Currently, to qualify for the tax credit the renter’s adjusted gross income (AGI) can be no higher than:
- $40,078 for individuals; and
- $80,156 for couples filing jointly.
These AGI limits are adjusted annually for inflation, but the last time these tax credits themselves were increased was 1979, according to Mercury News.
Renters need all the help they can get
Financial gurus recommend individuals limit their housing costs to 31% of their income. But this almost never happens in California — especially for renters, who regularly spend around half of their income on rent alone.

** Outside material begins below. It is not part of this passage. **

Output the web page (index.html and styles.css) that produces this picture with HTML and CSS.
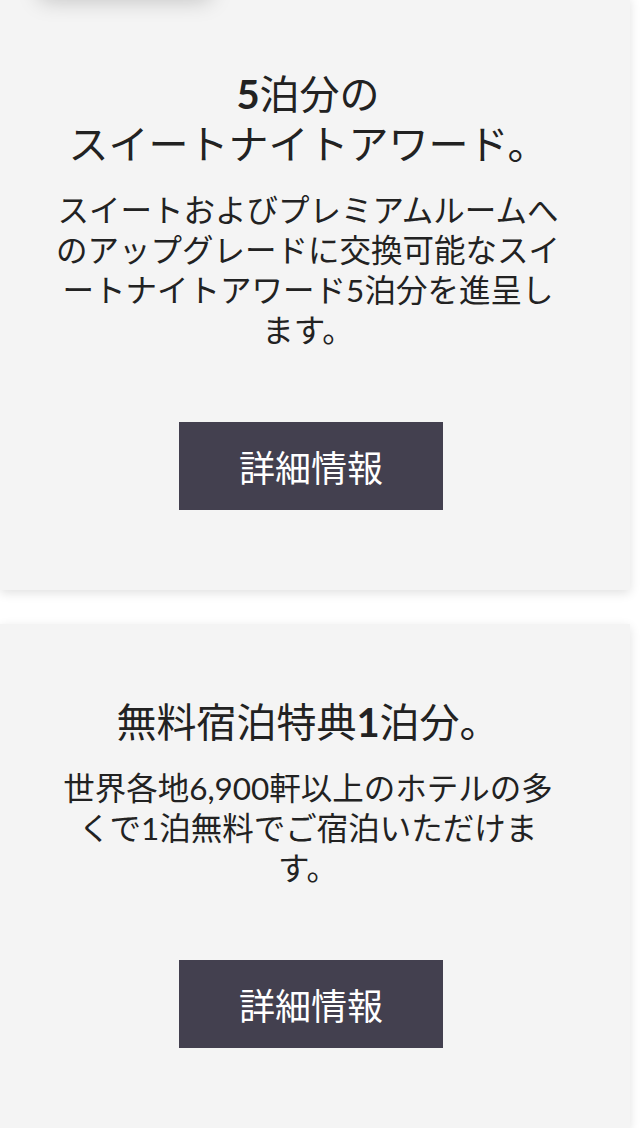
FILE: index.html
```html
<!DOCTYPE html>
<html lang="ja">
<head>
    <meta charset="UTF-8">
    <meta name="viewport" content="width=device-width, initial-scale=1.0">
    <title>特典</title>
    <link rel="stylesheet" href="styles.css">
</head>
<body>
    <div class="benefits">
        <div class="card">
            <div class="card-tab"></div>
            <h2 class="card-title"><b>5</b>泊分の<br>スイートナイトアワード。</h2>
            <p class="card-text">スイートおよびプレミアムルームへのアップグレードに交換可能なスイートナイトアワード5泊分を進呈します。</p>
            <a class="more-button" href="#">詳細情報</a>
        </div>

        <div class="card">
            <h2 class="card-title">無料宿泊特典<b>1</b>泊分。</h2>
            <p class="card-text">世界各地6,900軒以上のホテルの多くで1泊無料でご宿泊いただけます。</p>
            <a class="more-button" href="#">詳細情報</a>
        </div>
    </div>
</body>
</html>
```

FILE: styles.css
```css
* {
    margin: 0;
    padding: 0;
    box-sizing: border-box;
}

body {
    font-family: Lato, "Noto Sans CJK JP", sans-serif;
    background: #fff;
    color: #222;
    overflow: hidden;
}

.benefits {
    display: flex;
    flex-direction: column;
    gap: 34px;
    width: 630px;
    margin-top: -4px;
}

.card {
    position: relative;
    background: #f4f4f4;
    box-shadow: 0 3px 10px rgba(0,0,0,0.12);
    padding: 73px 14px 80px 0;
    display: flex;
    flex-direction: column;
    align-items: center;
    text-align: center;
}

/* shadow of the element sitting above the first card */
.card-tab {
    position: absolute;
    top: -40px;
    left: 40px;
    width: 170px;
    height: 40px;
    background: #f4f4f4;
    box-shadow: 0 4px 22px rgba(0,0,0,0.22);
}

.card-title {
    font-size: 40px;
    line-height: 50px;
    font-weight: 400;
}

.card-title b {
    font-weight: 700;
}

.card-text {
    width: 506px;
    margin-top: 21px;
    font-size: 31.5px;
    line-height: 40px;
}

.more-button {
    display: flex;
    align-items: center;
    justify-content: center;
    width: 264px;
    height: 88px;
    margin-top: 72px;
    margin-left: 6px;
    background: #43404f;
    color: #fff;
    font-size: 36px;
    text-decoration: none;
}
```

Compared to the historical average — between 1980 and 2000 — California tenants at the end of 2017 spent on average:
- 48% of their income in Los Angeles, up from the historical average of 36%;
- 42% of their income inSan Francisco, up from the historical average of 30%;
- 42% of their income in San Diego, up from the historical average of 34%;
- 38% of their income in San Jose, up from the historical average of 26%;
- 37% of their income in Riverside, up from the historical average of 32%; and
- 32% of their income in Sacramento, up from the historical average of 31%, according to Zillow.
Overburdened renters are spending the bulk of their paycheck on rent and are unable to save. This lack of savings ultimately holds renters back from homeownership. The evidence is in the state’s rock bottom homeownership rate, just 54% in 2017, well below the 64% national average.
These pro-tenant bills don’t address rents head on, but they do attempt to alleviate some of the burden on renters.
The permanent solution?
More rental housing needs to be built, especially in places where rents are highest — California’s coastal cities. The good news is the state legislature is well aware of the crisis facing renters and has made some strides in the past year to help that effort along.
Expect residential construction to pick up in 2018, peaking around 2020. This will benefit the housing market by slowing rent increases, allowing incomes to catch up and savings to rise.